Answer with the number of lines in the listing below that contain the word "this", and nothing else.

* begin Records to use *

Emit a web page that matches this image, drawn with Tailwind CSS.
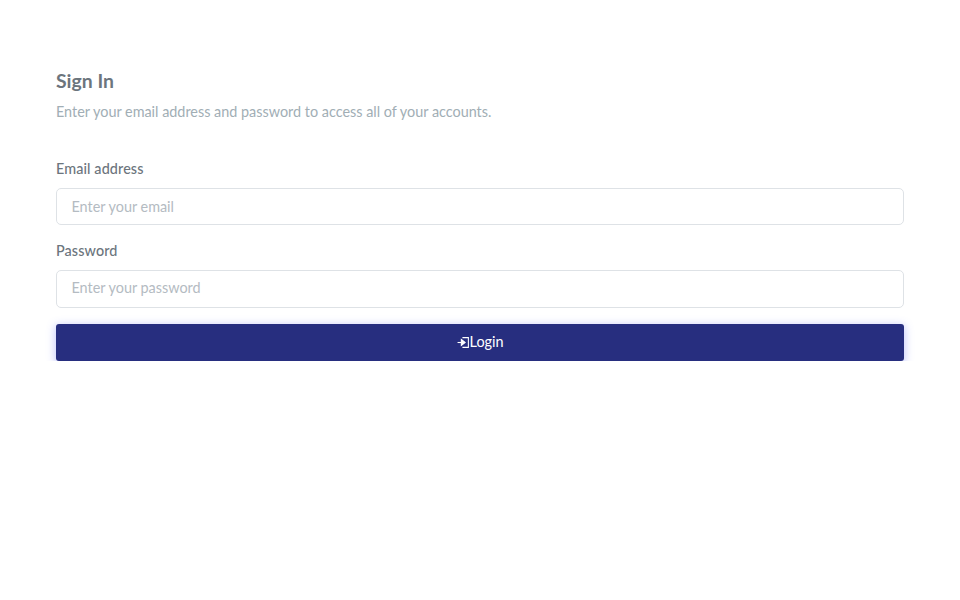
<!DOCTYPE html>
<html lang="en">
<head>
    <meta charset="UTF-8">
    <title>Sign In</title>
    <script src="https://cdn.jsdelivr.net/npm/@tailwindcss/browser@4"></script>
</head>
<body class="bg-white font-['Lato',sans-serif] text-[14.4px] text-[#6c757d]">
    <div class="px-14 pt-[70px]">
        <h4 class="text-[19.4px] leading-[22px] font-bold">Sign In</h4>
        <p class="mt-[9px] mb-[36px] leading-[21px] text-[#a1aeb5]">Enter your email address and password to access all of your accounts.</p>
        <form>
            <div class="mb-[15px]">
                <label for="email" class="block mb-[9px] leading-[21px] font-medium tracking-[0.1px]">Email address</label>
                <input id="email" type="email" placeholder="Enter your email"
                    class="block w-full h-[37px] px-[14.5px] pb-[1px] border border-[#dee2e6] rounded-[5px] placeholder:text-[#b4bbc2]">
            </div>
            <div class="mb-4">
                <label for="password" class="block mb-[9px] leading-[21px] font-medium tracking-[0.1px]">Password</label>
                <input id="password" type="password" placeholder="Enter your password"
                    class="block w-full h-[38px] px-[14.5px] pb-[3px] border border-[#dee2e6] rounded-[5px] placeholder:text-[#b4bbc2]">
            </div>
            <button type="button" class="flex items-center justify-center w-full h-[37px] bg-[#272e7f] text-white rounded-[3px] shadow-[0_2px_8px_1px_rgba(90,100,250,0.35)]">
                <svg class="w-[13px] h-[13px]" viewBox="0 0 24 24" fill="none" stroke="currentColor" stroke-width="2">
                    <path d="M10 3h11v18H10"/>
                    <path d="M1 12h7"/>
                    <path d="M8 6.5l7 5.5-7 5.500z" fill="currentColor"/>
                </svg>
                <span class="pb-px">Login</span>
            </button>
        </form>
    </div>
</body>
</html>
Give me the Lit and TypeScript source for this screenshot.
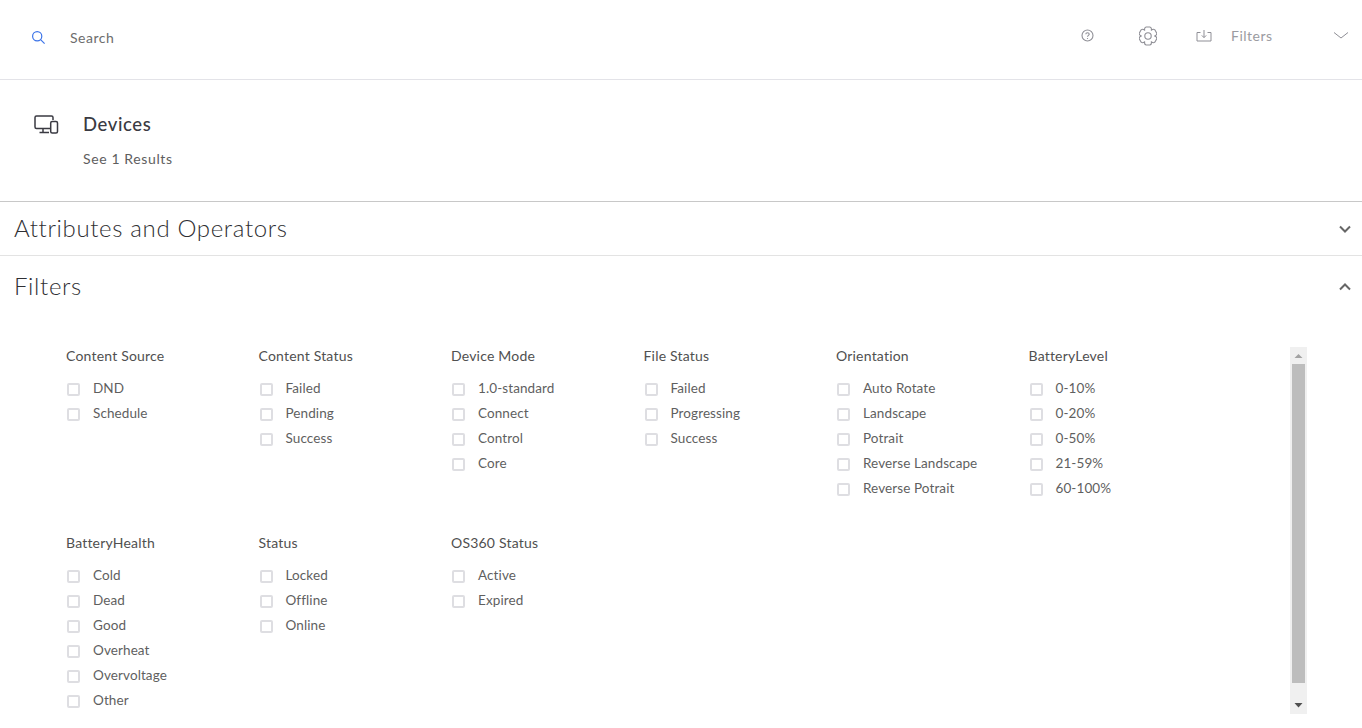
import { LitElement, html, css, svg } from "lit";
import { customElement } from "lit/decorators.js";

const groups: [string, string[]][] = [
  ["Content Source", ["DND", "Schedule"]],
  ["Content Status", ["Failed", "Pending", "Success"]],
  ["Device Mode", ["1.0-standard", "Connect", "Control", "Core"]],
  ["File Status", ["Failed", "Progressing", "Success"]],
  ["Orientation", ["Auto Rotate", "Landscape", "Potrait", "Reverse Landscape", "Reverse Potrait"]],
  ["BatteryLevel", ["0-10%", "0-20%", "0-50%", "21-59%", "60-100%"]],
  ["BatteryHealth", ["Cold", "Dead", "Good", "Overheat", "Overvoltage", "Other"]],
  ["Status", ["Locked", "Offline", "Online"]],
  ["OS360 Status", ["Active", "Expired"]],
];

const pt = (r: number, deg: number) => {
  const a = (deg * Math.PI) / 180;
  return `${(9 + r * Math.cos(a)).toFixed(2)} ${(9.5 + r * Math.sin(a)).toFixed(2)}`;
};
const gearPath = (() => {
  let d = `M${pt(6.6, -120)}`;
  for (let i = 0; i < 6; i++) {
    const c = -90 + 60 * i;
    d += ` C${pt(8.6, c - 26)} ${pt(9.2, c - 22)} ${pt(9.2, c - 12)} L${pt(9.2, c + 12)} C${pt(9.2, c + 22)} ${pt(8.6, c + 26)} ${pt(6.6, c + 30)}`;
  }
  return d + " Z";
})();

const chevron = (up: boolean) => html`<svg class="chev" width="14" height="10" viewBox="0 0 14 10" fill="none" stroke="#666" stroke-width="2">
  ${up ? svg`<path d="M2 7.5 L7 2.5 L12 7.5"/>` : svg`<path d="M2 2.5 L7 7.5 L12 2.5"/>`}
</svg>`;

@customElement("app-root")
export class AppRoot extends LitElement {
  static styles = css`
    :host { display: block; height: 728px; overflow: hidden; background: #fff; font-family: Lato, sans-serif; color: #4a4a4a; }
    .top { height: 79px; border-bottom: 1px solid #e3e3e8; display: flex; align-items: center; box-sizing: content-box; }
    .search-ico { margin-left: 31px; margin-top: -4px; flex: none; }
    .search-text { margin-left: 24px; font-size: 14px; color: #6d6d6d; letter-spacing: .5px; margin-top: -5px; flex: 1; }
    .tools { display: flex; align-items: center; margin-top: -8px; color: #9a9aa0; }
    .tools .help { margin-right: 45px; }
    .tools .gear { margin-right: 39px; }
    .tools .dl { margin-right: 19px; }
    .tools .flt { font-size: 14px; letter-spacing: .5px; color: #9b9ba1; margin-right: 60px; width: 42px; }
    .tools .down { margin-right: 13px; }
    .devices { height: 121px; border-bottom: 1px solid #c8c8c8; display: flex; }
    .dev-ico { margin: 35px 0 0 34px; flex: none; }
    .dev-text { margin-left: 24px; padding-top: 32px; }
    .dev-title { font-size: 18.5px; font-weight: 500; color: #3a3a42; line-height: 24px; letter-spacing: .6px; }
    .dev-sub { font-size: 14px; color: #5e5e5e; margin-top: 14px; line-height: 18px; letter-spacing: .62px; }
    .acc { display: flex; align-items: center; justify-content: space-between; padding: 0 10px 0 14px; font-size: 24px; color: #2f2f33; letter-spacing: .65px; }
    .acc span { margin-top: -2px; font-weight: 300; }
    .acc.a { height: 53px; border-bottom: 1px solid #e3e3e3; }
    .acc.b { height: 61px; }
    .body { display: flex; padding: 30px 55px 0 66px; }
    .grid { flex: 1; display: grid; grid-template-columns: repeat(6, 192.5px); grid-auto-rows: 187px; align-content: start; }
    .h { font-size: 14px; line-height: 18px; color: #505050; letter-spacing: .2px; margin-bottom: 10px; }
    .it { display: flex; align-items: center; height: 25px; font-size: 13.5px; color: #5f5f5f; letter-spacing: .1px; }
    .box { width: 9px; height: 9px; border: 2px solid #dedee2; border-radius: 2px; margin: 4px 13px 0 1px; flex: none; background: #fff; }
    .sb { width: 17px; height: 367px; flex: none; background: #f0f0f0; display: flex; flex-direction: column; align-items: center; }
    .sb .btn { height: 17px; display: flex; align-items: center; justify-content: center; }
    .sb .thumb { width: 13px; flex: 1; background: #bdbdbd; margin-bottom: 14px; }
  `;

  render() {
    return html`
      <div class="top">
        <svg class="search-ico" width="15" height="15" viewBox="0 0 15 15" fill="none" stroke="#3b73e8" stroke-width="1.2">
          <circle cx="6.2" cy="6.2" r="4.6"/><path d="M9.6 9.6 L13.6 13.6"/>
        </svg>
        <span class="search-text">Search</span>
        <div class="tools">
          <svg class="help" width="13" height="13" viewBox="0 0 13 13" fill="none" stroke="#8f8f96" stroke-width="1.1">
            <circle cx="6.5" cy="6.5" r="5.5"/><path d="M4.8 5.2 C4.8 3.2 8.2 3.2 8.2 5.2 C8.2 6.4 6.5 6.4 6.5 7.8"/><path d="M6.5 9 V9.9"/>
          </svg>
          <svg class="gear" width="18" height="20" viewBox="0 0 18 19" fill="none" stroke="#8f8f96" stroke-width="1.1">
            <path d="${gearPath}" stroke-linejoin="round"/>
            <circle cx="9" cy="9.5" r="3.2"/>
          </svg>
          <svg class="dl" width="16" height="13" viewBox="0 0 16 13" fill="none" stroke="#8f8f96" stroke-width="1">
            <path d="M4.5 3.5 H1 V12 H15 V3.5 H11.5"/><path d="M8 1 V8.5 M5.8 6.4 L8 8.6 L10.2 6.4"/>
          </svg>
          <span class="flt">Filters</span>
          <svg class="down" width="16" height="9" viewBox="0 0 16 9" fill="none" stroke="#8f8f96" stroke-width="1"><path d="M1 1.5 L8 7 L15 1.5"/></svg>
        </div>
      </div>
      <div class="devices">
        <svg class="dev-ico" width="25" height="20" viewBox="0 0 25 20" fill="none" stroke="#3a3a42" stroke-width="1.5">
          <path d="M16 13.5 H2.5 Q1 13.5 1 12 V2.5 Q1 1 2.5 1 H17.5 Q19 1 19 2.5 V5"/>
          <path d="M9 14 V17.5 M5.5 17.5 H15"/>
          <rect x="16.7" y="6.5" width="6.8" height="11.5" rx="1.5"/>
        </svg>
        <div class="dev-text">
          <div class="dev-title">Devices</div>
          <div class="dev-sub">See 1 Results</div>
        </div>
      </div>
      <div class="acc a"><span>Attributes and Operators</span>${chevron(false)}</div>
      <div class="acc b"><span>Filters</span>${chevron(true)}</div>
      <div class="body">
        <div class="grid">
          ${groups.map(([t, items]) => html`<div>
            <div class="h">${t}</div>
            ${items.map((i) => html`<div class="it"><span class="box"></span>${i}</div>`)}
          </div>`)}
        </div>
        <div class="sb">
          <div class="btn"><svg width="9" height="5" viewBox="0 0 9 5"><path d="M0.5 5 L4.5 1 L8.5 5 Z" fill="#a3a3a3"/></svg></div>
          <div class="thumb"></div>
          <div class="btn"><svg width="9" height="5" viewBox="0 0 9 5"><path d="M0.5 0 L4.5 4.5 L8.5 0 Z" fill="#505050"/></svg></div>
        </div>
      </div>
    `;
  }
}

* end Records to use *

Final answer
2